#### DATASET SECTION:
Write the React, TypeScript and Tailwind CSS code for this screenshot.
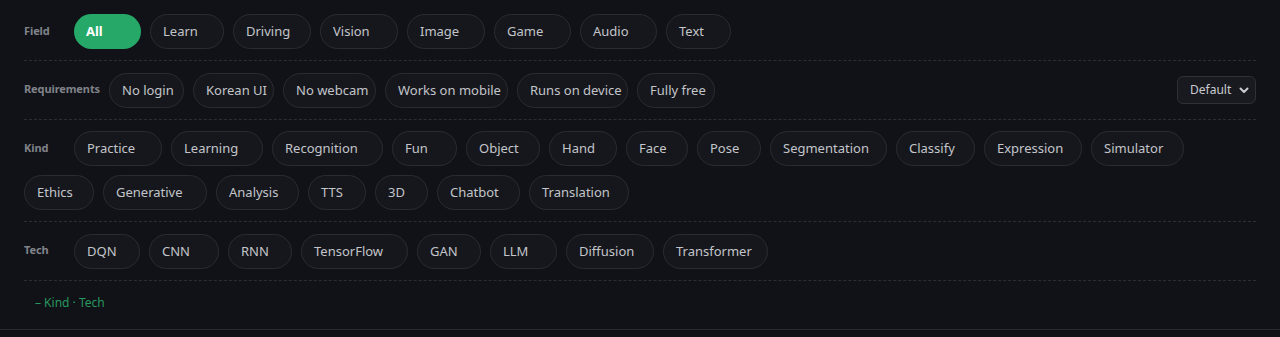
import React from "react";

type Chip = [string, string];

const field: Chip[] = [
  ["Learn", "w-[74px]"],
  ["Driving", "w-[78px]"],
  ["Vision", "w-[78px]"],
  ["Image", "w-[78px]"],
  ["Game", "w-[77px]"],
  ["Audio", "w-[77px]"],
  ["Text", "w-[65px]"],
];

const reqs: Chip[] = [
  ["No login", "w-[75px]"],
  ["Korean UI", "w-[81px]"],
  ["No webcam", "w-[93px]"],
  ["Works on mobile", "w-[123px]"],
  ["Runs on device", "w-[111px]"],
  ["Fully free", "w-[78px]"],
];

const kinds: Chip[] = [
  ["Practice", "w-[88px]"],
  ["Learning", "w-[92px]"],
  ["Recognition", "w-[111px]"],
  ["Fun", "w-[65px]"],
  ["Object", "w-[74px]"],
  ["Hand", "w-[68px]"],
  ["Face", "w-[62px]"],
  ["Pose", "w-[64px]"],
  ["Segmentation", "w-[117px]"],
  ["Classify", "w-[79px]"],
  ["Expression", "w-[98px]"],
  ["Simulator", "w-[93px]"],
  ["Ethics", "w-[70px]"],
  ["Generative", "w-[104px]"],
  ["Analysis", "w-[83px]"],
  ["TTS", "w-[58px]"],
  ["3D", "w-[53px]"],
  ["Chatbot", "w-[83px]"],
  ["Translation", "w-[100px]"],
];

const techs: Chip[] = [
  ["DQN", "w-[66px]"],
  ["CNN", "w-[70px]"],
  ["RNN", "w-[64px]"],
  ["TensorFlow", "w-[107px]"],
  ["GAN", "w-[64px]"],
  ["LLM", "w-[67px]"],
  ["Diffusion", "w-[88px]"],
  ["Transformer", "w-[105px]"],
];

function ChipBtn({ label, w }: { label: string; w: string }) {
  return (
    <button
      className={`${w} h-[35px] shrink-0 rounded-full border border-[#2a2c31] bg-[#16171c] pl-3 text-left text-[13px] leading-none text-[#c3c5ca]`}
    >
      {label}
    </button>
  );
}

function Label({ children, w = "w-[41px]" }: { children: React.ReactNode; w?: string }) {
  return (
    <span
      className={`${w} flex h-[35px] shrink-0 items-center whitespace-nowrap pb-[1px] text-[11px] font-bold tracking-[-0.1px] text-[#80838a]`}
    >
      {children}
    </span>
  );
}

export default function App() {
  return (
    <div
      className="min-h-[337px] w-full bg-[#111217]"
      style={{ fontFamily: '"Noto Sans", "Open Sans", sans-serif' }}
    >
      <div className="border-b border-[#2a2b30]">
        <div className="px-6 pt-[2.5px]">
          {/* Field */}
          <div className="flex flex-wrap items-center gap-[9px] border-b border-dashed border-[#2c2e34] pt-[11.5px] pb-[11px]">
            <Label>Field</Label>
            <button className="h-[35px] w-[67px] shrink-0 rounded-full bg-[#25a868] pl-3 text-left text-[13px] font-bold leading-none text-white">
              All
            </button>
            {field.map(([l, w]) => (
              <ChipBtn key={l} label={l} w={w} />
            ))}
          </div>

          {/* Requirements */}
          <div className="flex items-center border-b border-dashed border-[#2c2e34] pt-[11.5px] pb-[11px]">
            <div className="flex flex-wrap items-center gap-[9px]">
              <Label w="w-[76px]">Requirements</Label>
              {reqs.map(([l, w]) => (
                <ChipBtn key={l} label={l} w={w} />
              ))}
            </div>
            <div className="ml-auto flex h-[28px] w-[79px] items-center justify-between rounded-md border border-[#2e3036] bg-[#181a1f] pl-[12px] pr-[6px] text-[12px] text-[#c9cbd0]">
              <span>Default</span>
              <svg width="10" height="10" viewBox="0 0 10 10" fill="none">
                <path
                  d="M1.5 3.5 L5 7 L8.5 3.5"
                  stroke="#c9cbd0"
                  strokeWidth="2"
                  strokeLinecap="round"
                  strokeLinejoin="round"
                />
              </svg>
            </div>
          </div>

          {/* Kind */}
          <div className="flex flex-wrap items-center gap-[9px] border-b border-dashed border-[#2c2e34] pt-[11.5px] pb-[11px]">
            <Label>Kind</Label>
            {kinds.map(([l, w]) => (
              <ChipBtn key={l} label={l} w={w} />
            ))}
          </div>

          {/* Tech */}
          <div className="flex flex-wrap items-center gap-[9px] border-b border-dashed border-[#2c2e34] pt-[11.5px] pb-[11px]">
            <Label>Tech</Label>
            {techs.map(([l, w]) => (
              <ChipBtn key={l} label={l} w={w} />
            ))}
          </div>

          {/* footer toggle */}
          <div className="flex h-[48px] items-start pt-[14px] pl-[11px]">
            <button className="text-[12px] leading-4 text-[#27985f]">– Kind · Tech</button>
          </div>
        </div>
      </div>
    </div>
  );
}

#### EXERCISE:
The lines from the start of the data through the line that contains "type Chip = [string, string];" are to be returned exactly, please, with both ends included and every picture left out.

#### CORRECT OUTPUT:
Write the React, TypeScript and Tailwind CSS code for this screenshot.
import React from "react";

type Chip = [string, string];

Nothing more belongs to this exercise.